SubLCD:
twice as many pixels on LCD screens and similar.

Twice as sharp pictures on LCD screens is possible with this method, which is very simple, visually good, and not patent encumbered.

Here are some small free examples, suitable for cell phones:

GIF GIF GIF GIF GIF
And here are some proprietary examples:
GIF GIF GIF GIF
And here is a page where the proof at the top is rendered with SubLCD.

How does this work then?

The trick is to use the fact that the pixels of almost all LCD screens are built up of 3 stripes, one for each primary colour, red, green, and blue. The top of the picture below illustrates this:

GIF

While my system orders the same colour strips into twice as many pixels, with the difference that every other pixel is purely green, and the remaining pixels are red-blue, as shown above in the bottom of the picture.

Can something as simple as that work this well?

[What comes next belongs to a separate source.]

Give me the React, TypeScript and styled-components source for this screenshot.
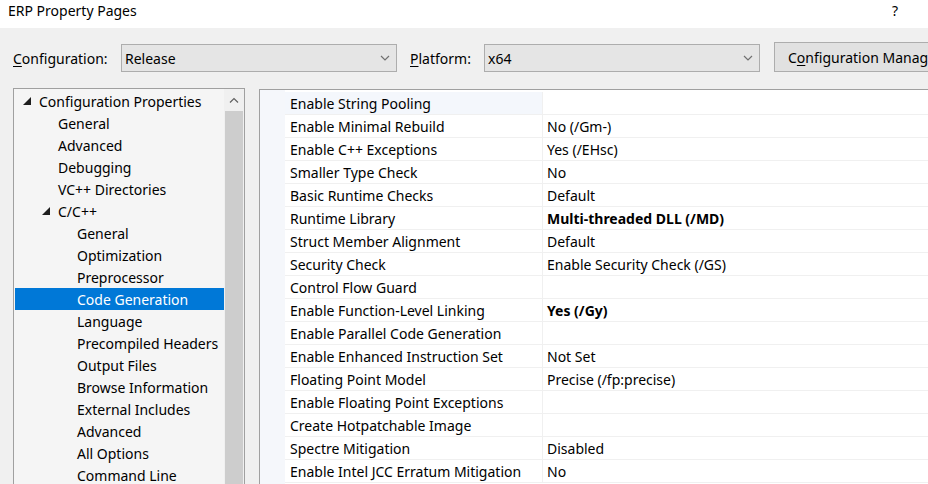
import React from "react";
import styled, { createGlobalStyle } from "styled-components";

const Global = createGlobalStyle`
  html, body { margin: 0; padding: 0; background: #f0f0f0; }
  body { font-family: "Noto Sans", "Segoe UI", sans-serif; color: #000; }
`;

const Window = styled.div`
  width: 928px;
  height: 484px;
  overflow: hidden;
  display: flex;
  flex-direction: column;
  background: #f0f0f0;
  font-size: 14px;
`;

const TitleBar = styled.div`
  height: 28px;
  flex: 0 0 28px;
  box-sizing: border-box;
  background: #fff;
  display: flex;
  align-items: center;
  justify-content: space-between;
  padding: 0 30px 8px 8px;
  font-size: 14px;
`;

const Toolbar = styled.div`
  height: 60px;
  flex: 0 0 60px;
  display: flex;
  align-items: center;
  padding-left: 13px;
  white-space: nowrap;
`;

const Label = styled.span<{ $w: number }>`
  width: ${(p) => p.$w}px;
  flex: 0 0 ${(p) => p.$w}px;
`;

const Combo = styled.div`
  width: 276px;
  flex: 0 0 276px;
  height: 28px;
  box-sizing: border-box;
  border: 1px solid #adadad;
  background: #e5e5e5;
  display: flex;
  align-items: center;
  justify-content: space-between;
  padding: 0 6px 0 3px;
  margin-right: 13px;
`;

const Button = styled.div`
  flex: 0 0 180px;
  height: 30px;
  box-sizing: border-box;
  border: 1px solid #adadad;
  background: #e1e1e1;
  display: flex;
  align-items: center;
  padding-left: 13px;
  margin-left: 1px;
  margin-top: -2px;
`;

const U = styled.span`
  text-decoration: underline;
  text-underline-offset: 2px;
`;

const Body = styled.div`
  flex: 1;
  display: flex;
  padding-left: 13px;
  gap: 14px;
  min-height: 0;
`;

const TreePanel = styled.div`
  width: 232px;
  flex: 0 0 232px;
  box-sizing: border-box;
  border: 1px solid #a0a0a0;
  border-bottom: none;
  background: #f5f5f5;
  display: flex;
  height: 400px;
`;

const TreeList = styled.div`
  flex: 1;
  padding: 1px 0 0 1px;
  overflow: hidden;
  min-width: 0;
`;

const TreeRow = styled.div<{ $level: number; $selected?: boolean }>`
  height: 22px;
  display: flex;
  align-items: center;
  padding-left: ${(p) => 8 + p.$level * 19}px;
  background: ${(p) => (p.$selected ? "#0078d7" : "transparent")};
  color: ${(p) => (p.$selected ? "#fff" : "#000")};
  white-space: nowrap;
`;

const Expander = styled.span`
  width: 16px;
  flex: 0 0 16px;
  display: flex;
  align-items: center;
`;

const Scrollbar = styled.div`
  width: 20px;
  flex: 0 0 20px;
  background: #f0f0f0;
  display: flex;
  flex-direction: column;
`;

const ScrollArrow = styled.div`
  height: 22px;
  display: flex;
  align-items: center;
  justify-content: center;
`;

const Thumb = styled.div`
  flex: 1;
  margin: 0 1px;
  background: #cdcdcd;
`;

const Grid = styled.div`
  flex: 1;
  margin-top: 1px;
  border-left: 1px solid #a0a0a0;
  border-top: 1px solid #a0a0a0;
  background: #fff;
  display: flex;
  height: 400px;
`;

const Gutter = styled.div`
  width: 25px;
  flex: 0 0 25px;
  background: #f5f7fb;
`;

const Rows = styled.div`
  flex: 1;
  padding-top: 2px;
`;

const Row = styled.div`
  display: grid;
  grid-template-columns: 258px 1fr;
  height: 23px;
  box-sizing: border-box;
  border-bottom: 1px solid #f0f0f0;
`;

const NameCell = styled.div<{ $hl?: boolean }>`
  display: flex;
  align-items: center;
  padding-left: 5px;
  border-right: 1px solid #f0f0f0;
  background: ${(p) => (p.$hl ? "#f4f7fc" : "#fff")};
  white-space: nowrap;
`;

const ValueCell = styled.div<{ $bold?: boolean }>`
  display: flex;
  align-items: center;
  padding-left: 4px;
  font-weight: ${(p) => (p.$bold ? 700 : 400)};
  white-space: nowrap;
`;

const Chevron = ({ up }: { up?: boolean }) => (
  <svg width="10" height="6" viewBox="0 0 10 6">
    <path
      d={up ? "M1 5.5 L5 1.5 L9 5.5" : "M1 1 L5 5 L9 1"}
      fill="none"
      stroke={up ? "#606060" : "#707070"}
      strokeWidth="1.2"
    />
  </svg>
);

const Tri = () => (
  <svg width="8" height="8" viewBox="0 0 8 8">
    <polygon points="8,0 8,8 0,8" fill="#1e1e1e" />
  </svg>
);

type TreeItem = { label: string; level: number; expanded?: boolean; selected?: boolean };

const tree: TreeItem[] = [
  { label: "Configuration Properties", level: 0, expanded: true },
  { label: "General", level: 1 },
  { label: "Advanced", level: 1 },
  { label: "Debugging", level: 1 },
  { label: "VC++ Directories", level: 1 },
  { label: "C/C++", level: 1, expanded: true },
  { label: "General", level: 2 },
  { label: "Optimization", level: 2 },
  { label: "Preprocessor", level: 2 },
  { label: "Code Generation", level: 2, selected: true },
  { label: "Language", level: 2 },
  { label: "Precompiled Headers", level: 2 },
  { label: "Output Files", level: 2 },
  { label: "Browse Information", level: 2 },
  { label: "External Includes", level: 2 },
  { label: "Advanced", level: 2 },
  { label: "All Options", level: 2 },
  { label: "Command Line", level: 2 },
];

type Prop = { name: string; value: string; bold?: boolean };

const props: Prop[] = [
  { name: "Enable String Pooling", value: "" },
  { name: "Enable Minimal Rebuild", value: "No (/Gm-)" },
  { name: "Enable C++ Exceptions", value: "Yes (/EHsc)" },
  { name: "Smaller Type Check", value: "No" },
  { name: "Basic Runtime Checks", value: "Default" },
  { name: "Runtime Library", value: "Multi-threaded DLL (/MD)", bold: true },
  { name: "Struct Member Alignment", value: "Default" },
  { name: "Security Check", value: "Enable Security Check (/GS)" },
  { name: "Control Flow Guard", value: "" },
  { name: "Enable Function-Level Linking", value: "Yes (/Gy)", bold: true },
  { name: "Enable Parallel Code Generation", value: "" },
  { name: "Enable Enhanced Instruction Set", value: "Not Set" },
  { name: "Floating Point Model", value: "Precise (/fp:precise)" },
  { name: "Enable Floating Point Exceptions", value: "" },
  { name: "Create Hotpatchable Image", value: "" },
  { name: "Spectre Mitigation", value: "Disabled" },
  { name: "Enable Intel JCC Erratum Mitigation", value: "No" },
];

export default function App() {
  return (
    <>
      <Global />
      <Window>
        <TitleBar>
          <span>ERP Property Pages</span>
          <span>?</span>
        </TitleBar>
        <Toolbar>
          <Label $w={108}>
            <U>C</U>onfiguration:
          </Label>
          <Combo>
            <span>Release</span>
            <Chevron />
          </Combo>
          <Label $w={74}>
            <U>P</U>latform:
          </Label>
          <Combo>
            <span>x64</span>
            <Chevron />
          </Combo>
          <Button>
            C<U>o</U>nfiguration Manager...
          </Button>
        </Toolbar>
        <Body>
          <TreePanel>
            <TreeList>
              {tree.map((t, i) => (
                <TreeRow key={i} $level={t.level} $selected={t.selected}>
                  <Expander>{t.expanded ? <Tri /> : null}</Expander>
                  {t.label}
                </TreeRow>
              ))}
            </TreeList>
            <Scrollbar>
              <ScrollArrow>
                <Chevron up />
              </ScrollArrow>
              <Thumb />
            </Scrollbar>
          </TreePanel>
          <Grid>
            <Gutter />
            <Rows>
              {props.map((p, i) => (
                <Row key={i}>
                  <NameCell $hl={i === 0}>{p.name}</NameCell>
                  <ValueCell $bold={p.bold}>{p.value}</ValueCell>
                </Row>
              ))}
            </Rows>
          </Grid>
        </Body>
      </Window>
    </>
  );
}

Yes. Simpleness is better than complexity, Ockhams razor and all that. And I tried several much more complex and advanced methods before I arrived at this elegant one. It is a very good compromise between several more sophisticated methods.

But the non obvious thing that makes this work so surprisingly well is that the light level, the valeur of green is about as strong as the red and blue combined together. This means that these SubLCD pixels are about equally bright when seen through a black & white camera. Text, which is black and white as well, becomes extremely sharp with SubLCD. Colour pictures are typically sharper as well, especially non coloured edges.

Source code?

Here it is:
SubLCD.c

Use it like this:
./SubLCD < input_file_in_binary_raw.ppm > halved_output_file.ppm

It can be compiled like this:
gcc -o SubLCD SubLCD.c

The license is MIT, more free than BSD.

Light levels:

Here is a diagram that clearly shows how and why the 2 pixels of SubLCD work so well:

GIF

1. The highlighted subpixels are 2 SubLCD pixels, 3 subpixels.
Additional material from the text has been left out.